US Army Brigadier General Janis Karpinski, the officer who has been at the center of a storm about abuse and torture by US soldiers at Abu Ghraib prison in Iraq, broke her silence Saturday. General Karpinski was the commander of Abu Ghraib prison.
Speaking to the press from her home in South Carolina, General Karpinski admitted to knowing about the abuse since January, but denied that her reservist soldiers in the 800th Military Police Brigade had been primarily responsible.
She said that her commanders wanted to escape responsibility by blaming the reservist military police units under her command, and that her commanders considered the reservist soldiers as “disposable.”
She insisted that the regular army, active-duty, military intelligence units bore the ultimate responsibility, saying, “Why would they want the active-duty people to take the blame? They want to put this on the M.P.’s and hope that this thing goes away. Well, it’s not going to go away.”

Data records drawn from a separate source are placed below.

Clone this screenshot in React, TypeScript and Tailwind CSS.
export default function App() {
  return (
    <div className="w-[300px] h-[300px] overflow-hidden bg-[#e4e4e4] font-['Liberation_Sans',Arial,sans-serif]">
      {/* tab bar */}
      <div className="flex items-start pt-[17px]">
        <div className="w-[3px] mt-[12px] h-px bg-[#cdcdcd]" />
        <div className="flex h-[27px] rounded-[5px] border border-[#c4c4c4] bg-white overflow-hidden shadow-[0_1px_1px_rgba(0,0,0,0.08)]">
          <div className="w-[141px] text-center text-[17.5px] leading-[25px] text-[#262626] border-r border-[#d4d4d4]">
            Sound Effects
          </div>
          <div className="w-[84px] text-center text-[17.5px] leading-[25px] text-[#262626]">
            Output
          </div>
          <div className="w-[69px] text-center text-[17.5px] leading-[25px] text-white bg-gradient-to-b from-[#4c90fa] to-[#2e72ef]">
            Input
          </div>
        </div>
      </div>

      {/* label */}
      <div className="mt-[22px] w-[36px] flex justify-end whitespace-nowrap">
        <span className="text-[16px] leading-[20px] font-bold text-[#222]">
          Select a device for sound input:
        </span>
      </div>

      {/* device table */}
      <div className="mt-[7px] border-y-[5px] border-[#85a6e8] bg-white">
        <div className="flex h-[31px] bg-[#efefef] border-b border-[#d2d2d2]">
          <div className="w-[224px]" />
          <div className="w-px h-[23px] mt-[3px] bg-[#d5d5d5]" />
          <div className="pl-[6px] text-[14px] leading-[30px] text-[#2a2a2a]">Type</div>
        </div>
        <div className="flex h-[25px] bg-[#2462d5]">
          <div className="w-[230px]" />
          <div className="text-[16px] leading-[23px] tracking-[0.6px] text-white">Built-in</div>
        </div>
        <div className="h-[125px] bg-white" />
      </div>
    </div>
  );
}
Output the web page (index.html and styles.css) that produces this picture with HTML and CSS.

Karpinski may be justifiably shifting the spotlight onto her commanders, but published information does indicate that Karpinski had active-duty, non-reservist, military intelligence personnel under her direct command. Military intelligence personnel were often asked to help torture prisoners in the notorious 1A cellblock, according to published reports.
Karpinski, a former Special Forces intelligence officer who speaks Arabic, spent 10 years in the Army before entering the reserves in 1987. She said she did not know what was going on in the 1A torture cellblock in the prison she ran because it was off limits to her troops.
A secret report prepared by the Army, and disclosed by The New Yorker magazine recommended that seven members of a military police unit be charged. The report not recommended that General Karpinski face charges.